志村の「本当にそれで正しいのなら、(寮が)消えてもいいんです、僕は」のセリフの気持ちを、私は遠く及びませんが、これから出来る限り持ち合わせていきたいですし、沢山の方々がこれのほんの少し、欠片でもいいから思ってくれたら、身体的にも精神的にも傷ついて血を流す事が減るのではないかと思います。
ですから、私にとって志村はロールモデルです。このキャラクターを生み出してくださった渡辺あやさん、そして演じてくださった岡山さんにとても感謝しています。

素晴らしい作品を届けてくださり、皆さま本当にありがとうございます。自分の中に生涯残る作品です。

⇨✉️監督・前田悠希からのお返事

この度は、近衛寮放送室へのご投函、誠にありがとうございます。

お手紙を読んで、きっといま、とても辛い状況におられるのだと想像いたしました。私は、「どちらを選んでも、片方を深く傷つけてしまう」二者択一を迫られた経験があります。最初は、どちらも両立しうる道を模索していましたが状況がそうさせてはくれませんでした。
結局私はある選択をしました。その結果、選ばなかったもう片方の当事者(Aさん)を傷つけてしまった。それから長い時間、Aさんとは溝ができて会うこともなくなりました。

ですが、先日、Aさんと再び会う機会がありました(きっかけは奇しくもコロナウイルスでした)。まだわだかまりが完全に消えたわけではないけれど、私にとっては胸がいっぱいになるような特別な一日でした。事態はいい方向に流れ出しているな、と感じました。

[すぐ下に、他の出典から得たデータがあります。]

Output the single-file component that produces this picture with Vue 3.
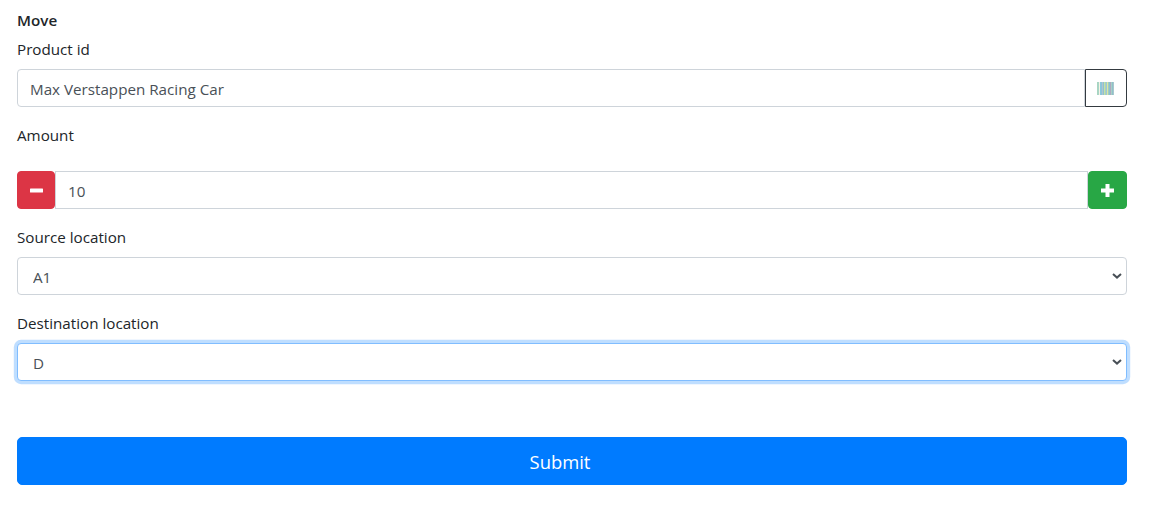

物事には、ある”タイミング”、”かかる時間”というのが常に存在するのだ、と思いました。それぐらい選択した当時では、想像もできない状況だったのです。
あづみさんがいまどんな大変な状況におられるのか分かりませんが、それでもそんな辛い状況が”融解するとき”が訪れることを、心よりお祈りいたします。

大きな権力に立ち向かうとき、いまの私は、きっとキューピーみたいになるだろうな、と思います。基本的に争いが苦手だし自分には大きな力はないけれど、何かしたい。そんなムズムズしたものを抱えながら、戦うことになりそうです。
そんな私にとって、大きなものを引き受けられる三船の力強さには心惹かれるものを感じますし、志村の深い海のような思慮深さには敬服してしまいます。
いずれにせよ、あやさんが生み出して下さった「ワンダーウォール」のキャラクターたちは、大きな愛情を心の中に秘めています。そして、何らかの形で、自分のできうる範囲で、その愛するもの(近衛寮)の痛みや苦しみを引き受けている。私にとっては、そのことに人間の一つの理想と希望を感じます。自分もそんな愛情を湛えた人間を目指したいなぁ、と思います。